The bill, House Bill 1226, also would limit the amounts of campaign contributions that could be given to candidates running for state Supreme Court and appeals court. It would require candidates running for the affected offices to return contributions exceeding the proposed limits or spend them by the time bill is signed. It’s unclear, though, whether they’d have to give back the entire contribution or just the amount that exceeds the limit.

For Stuart, who received four $10,000 contributions this year for his special election in November, the original bill would either require him to spend or return at least $37,300 – the amount that’s in excess of the proposed $675-per-election limit.

Stuart was appointed in December to the Board of Clark County Commissioners to fill a seat vacated by Pridemore, who left the three-member panel when he was elected to the Senate.

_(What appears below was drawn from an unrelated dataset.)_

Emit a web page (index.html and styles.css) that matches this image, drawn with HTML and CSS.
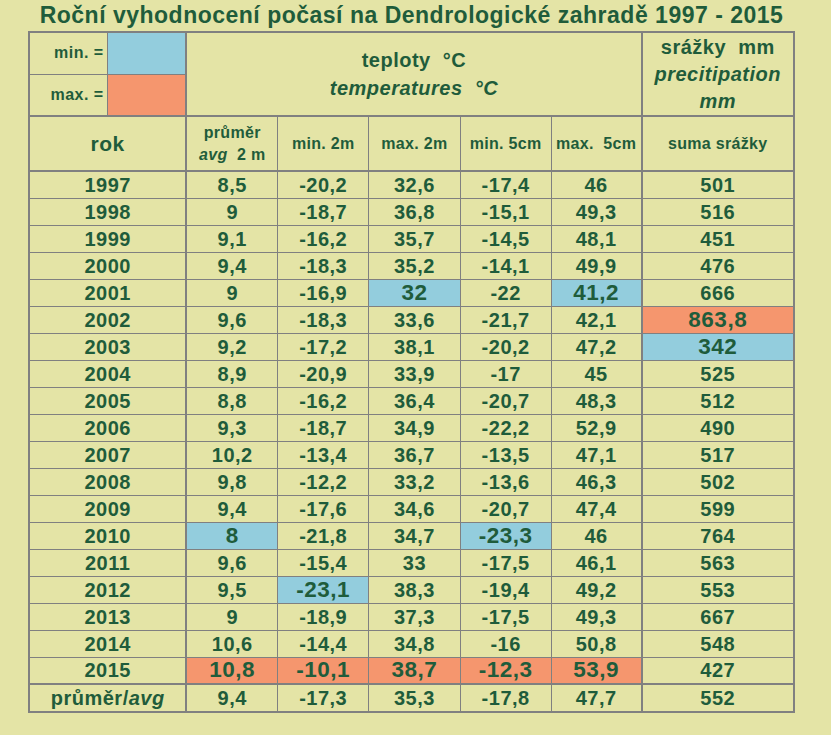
FILE: index.html
```html
<!DOCTYPE html>
<html lang="cs">
<head>
<meta charset="utf-8">
<title>Roční vyhodnocení počasí</title>
<link rel="stylesheet" href="styles.css">
</head>
<body>
<div class="page">
  <h1 class="title">Roční vyhodnocení počasí na Dendrologické zahradě 1997 - 2015</h1>
  <table class="climate">
    <colgroup>
      <col class="c-lab"><col class="c-sw">
      <col class="c-t"><col class="c-t"><col class="c-t"><col class="c-t"><col class="c-t5">
      <col class="c-p">
    </colgroup>
    <thead>
      <tr class="h1">
        <td class="legend-lab">min. =</td>
        <td class="sw blue"></td>
        <td class="group thick-l" colspan="5" rowspan="2"><div class="gl">teploty&nbsp; °C</div><div class="gl"><i>temperatures&nbsp; °C</i></div></td>
        <td class="group precip thick-l" rowspan="2"><div class="pl">srážky&nbsp; mm</div><div class="pl"><i>precitipation</i></div><div class="pl"><i>mm</i></div></td>
      </tr>
      <tr class="h2">
        <td class="legend-lab">max. =</td>
        <td class="sw salmon"></td>
      </tr>
      <tr class="h3">
        <td class="rokh thick-l" colspan="2">rok</td>
        <td class="sub thick-l"><div>průměr</div><div><i>avg</i>&nbsp; 2 m</div></td>
        <td class="sub">min. 2m</td>
        <td class="sub">max. 2m</td>
        <td class="sub">min. 5cm</td>
        <td class="sub">max.&nbsp; 5cm</td>
        <td class="sub thick-l">suma srážky</td>
      </tr>
    </thead>
    <tbody>
      <tr><td colspan="2" class="yr">1997</td><td class="thick-l">8,5</td><td>-20,2</td><td>32,6</td><td>-17,4</td><td>46</td><td class="thick-l">501</td></tr>
      <tr><td colspan="2" class="yr">1998</td><td class="thick-l">9</td><td>-18,7</td><td>36,8</td><td>-15,1</td><td>49,3</td><td class="thick-l">516</td></tr>
      <tr><td colspan="2" class="yr">1999</td><td class="thick-l">9,1</td><td>-16,2</td><td>35,7</td><td>-14,5</td><td>48,1</td><td class="thick-l">451</td></tr>
      <tr><td colspan="2" class="yr">2000</td><td class="thick-l">9,4</td><td>-18,3</td><td>35,2</td><td>-14,1</td><td>49,9</td><td class="thick-l">476</td></tr>
      <tr><td colspan="2" class="yr">2001</td><td class="thick-l">9</td><td>-16,9</td><td class="hl blue">32</td><td>-22</td><td class="hl blue">41,2</td><td class="thick-l">666</td></tr>
      <tr><td colspan="2" class="yr">2002</td><td class="thick-l">9,6</td><td>-18,3</td><td>33,6</td><td>-21,7</td><td>42,1</td><td class="thick-l hl salmon">863,8</td></tr>
      <tr><td colspan="2" class="yr">2003</td><td class="thick-l">9,2</td><td>-17,2</td><td>38,1</td><td>-20,2</td><td>47,2</td><td class="thick-l hl blue">342</td></tr>
      <tr><td colspan="2" class="yr">2004</td><td class="thick-l">8,9</td><td>-20,9</td><td>33,9</td><td>-17</td><td>45</td><td class="thick-l">525</td></tr>
      <tr><td colspan="2" class="yr">2005</td><td class="thick-l">8,8</td><td>-16,2</td><td>36,4</td><td>-20,7</td><td>48,3</td><td class="thick-l">512</td></tr>
      <tr><td colspan="2" class="yr">2006</td><td class="thick-l">9,3</td><td>-18,7</td><td>34,9</td><td>-22,2</td><td>52,9</td><td class="thick-l">490</td></tr>
      <tr><td colspan="2" class="yr">2007</td><td class="thick-l">10,2</td><td>-13,4</td><td>36,7</td><td>-13,5</td><td>47,1</td><td class="thick-l">517</td></tr>
      <tr><td colspan="2" class="yr">2008</td><td class="thick-l">9,8</td><td>-12,2</td><td>33,2</td><td>-13,6</td><td>46,3</td><td class="thick-l">502</td></tr>
      <tr><td colspan="2" class="yr">2009</td><td class="thick-l">9,4</td><td>-17,6</td><td>34,6</td><td>-20,7</td><td>47,4</td><td class="thick-l">599</td></tr>
      <tr><td colspan="2" class="yr">2010</td><td class="thick-l hl blue">8</td><td>-21,8</td><td>34,7</td><td class="hl blue">-23,3</td><td>46</td><td class="thick-l">764</td></tr>
      <tr><td colspan="2" class="yr">2011</td><td class="thick-l">9,6</td><td>-15,4</td><td>33</td><td>-17,5</td><td>46,1</td><td class="thick-l">563</td></tr>
      <tr><td colspan="2" class="yr">2012</td><td class="thick-l">9,5</td><td class="hl blue">-23,1</td><td>38,3</td><td>-19,4</td><td>49,2</td><td class="thick-l">553</td></tr>
      <tr><td colspan="2" class="yr">2013</td><td class="thick-l">9</td><td>-18,9</td><td>37,3</td><td>-17,5</td><td>49,3</td><td class="thick-l">667</td></tr>
      <tr><td colspan="2" class="yr">2014</td><td class="thick-l">10,6</td><td>-14,4</td><td>34,8</td><td>-16</td><td>50,8</td><td class="thick-l">548</td></tr>
      <tr><td colspan="2" class="yr">2015</td><td class="thick-l hl salmon">10,8</td><td class="hl salmon">-10,1</td><td class="hl salmon">38,7</td><td class="hl salmon">-12,3</td><td class="hl salmon">53,9</td><td class="thick-l">427</td></tr>
    </tbody>
    <tfoot>
      <tr class="avg"><td colspan="2" class="yr">průměr/<i>avg</i></td><td class="thick-l">9,4</td><td>-17,3</td><td>35,3</td><td>-17,8</td><td>47,7</td><td class="thick-l">552</td></tr>
    </tfoot>
  </table>
</div>
</body>
</html>
```

FILE: styles.css
```css
html, body {
  margin: 0;
  padding: 0;
  background: #e4e4a6;
}

body {
  font-family: "Liberation Sans", Arial, sans-serif;
  font-weight: bold;
  color: #1f5c3b;
}

.page {
  width: 767px;
  padding-left: 28px;
}

.title {
  margin: 0;
  height: 31px;
  font-size: 23px;
  line-height: 31px;
  letter-spacing: 0.5px;
  font-weight: bold;
  text-align: center;
  white-space: nowrap;
}

.climate {
  border-collapse: collapse;
  table-layout: fixed;
  width: 767px;
  border: 2px solid #808080;
}

.c-lab { width: 78px; }
.c-sw { width: 79px; }
.c-t { width: 91px; }
.c-t5 { width: 90px; }
.c-p { width: 152px; }

.climate td {
  border: 1px solid #808080;
  padding: 0;
  text-align: center;
  vertical-align: middle;
  font-size: 20px;
  line-height: 22px;
  letter-spacing: 0.5px;
  white-space: nowrap;
}

.climate td.thick-l { border-left-width: 2px; }

.climate tbody tr { height: 27px; }
.climate .h1 { height: 42px; }
.climate .h2 { height: 42px; }
.climate .h3 { height: 55px; }
.climate .h3 td { border-top-width: 2px; border-bottom-width: 2px; }
.climate .avg td { border-top-width: 2px; height: 26px; }

.climate td.legend-lab {
  text-align: right;
  padding-right: 3px;
  font-size: 16px;
}

.blue { background: #93cddd; }
.salmon { background: #f5966e; }

.climate td.hl { font-size: 22.5px; }

.group .gl {
  font-size: 20px;
  line-height: 28px;
}

.precip .pl {
  font-size: 20px;
  line-height: 27px;
}

.climate td.rokh { font-size: 21px; }

.climate td.sub {
  font-size: 16px;
  line-height: 22px;
  letter-spacing: 0.3px;
}
```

Stuart’s only declared opponent, Republican Tom Mielke, said Pridemore’s amendment smacks of special-interest lawmaking.

Stuart said he talked to Pridemore about the bill, but didn’t ask him to propose the amendment, which was added earlier this month in the Senate Government Operations and Elections Committee. And Pridemore said the amendment wasn’t about Stuart, whom he recommended for the $93,000-a-year county post.

“I know it would have effected him,” Pridemore said, but he added “my concern with it was a generic thing. Very frequently, having some large donors is a good thing.”

Big donations give challengers a chance to defeat entrenched incumbents like Pridemore did in his first election to the board in 1998. A local investor gave him $5,000, Pridemore said, adding “if I had not gotten that contribution, I could not have won that race.”

HB 1226 would apply the contribution limits now in place for statewide executive races such as governor – $1,350 for the primary and $1,350 for the general – to candidates running for state Supreme Court and appeals court. And in its original form, it would have applied the campaign contribution limits now in place for state legislative races – $675 each for the primary and the general – in races for county offices and port districts in which there are more than 200,000 registered voters.

Without the Pridemore amendment, three candidates running for the Seattle Port Commission this year also would have been required to spend or return contributions that exceeded the proposed limits.

In Pierce County last year, the Puyallup Tribe of Indians, the Master Builders Association of Pierce County and the political action committee for the Pierce County Professional Firefighters gave contributions to Pierce County candidates that exceeded the limits proposed by the original bill.

Though Pridemore said he opposes limits in judicial races, his amendment left those in the bill, which is awaiting action in the Senate.

The Senate committee chairman, Sen. Jim Kastama (D-Puyallup) called the 200,000-voter threshold “arbitrary.”

“We need to look at standards other than those that just identify two or three or maybe three or four of the larger counties and that’s it,” he said. There’s probably more need for limits in some smaller counties, he said.

The most pressing need, though, is in judicial races, he said.

Last fall, the Building Industry Association of Washington, a conservative trade group, contributed $232,000 to the successful state Supreme Court campaign of Jim Johnson. That accounted for more than 25 percent of the money given to Johnson, who previously worked on high profile legal issues for the group.

Though judges are nonpartisan offices, the BIAW is a prominent player in Republican politics. Republican lawmakers have griped that HB 1226 is retribution.

The bill passed the House and Kastama’s committee largely along party lines, with most Republicans voting against it.

But the bill’s sponsor, Rep. Shay Schual-Berke (D-Normandy Park), said “I did not introduce this bill in a partisan way, and I think with only judicial candidates regulated that might appear to be the case.”

Though the bill missed a key deadline to pass the Senate on Friday, lawmakers could revive it this week because money to implement it is included in the House budget proposal. If the bill is revived this session or next, Schual-Berke said she’d push to re-insert county and port candidates.

“I’m hopeful to get the bill made whole again,” she said.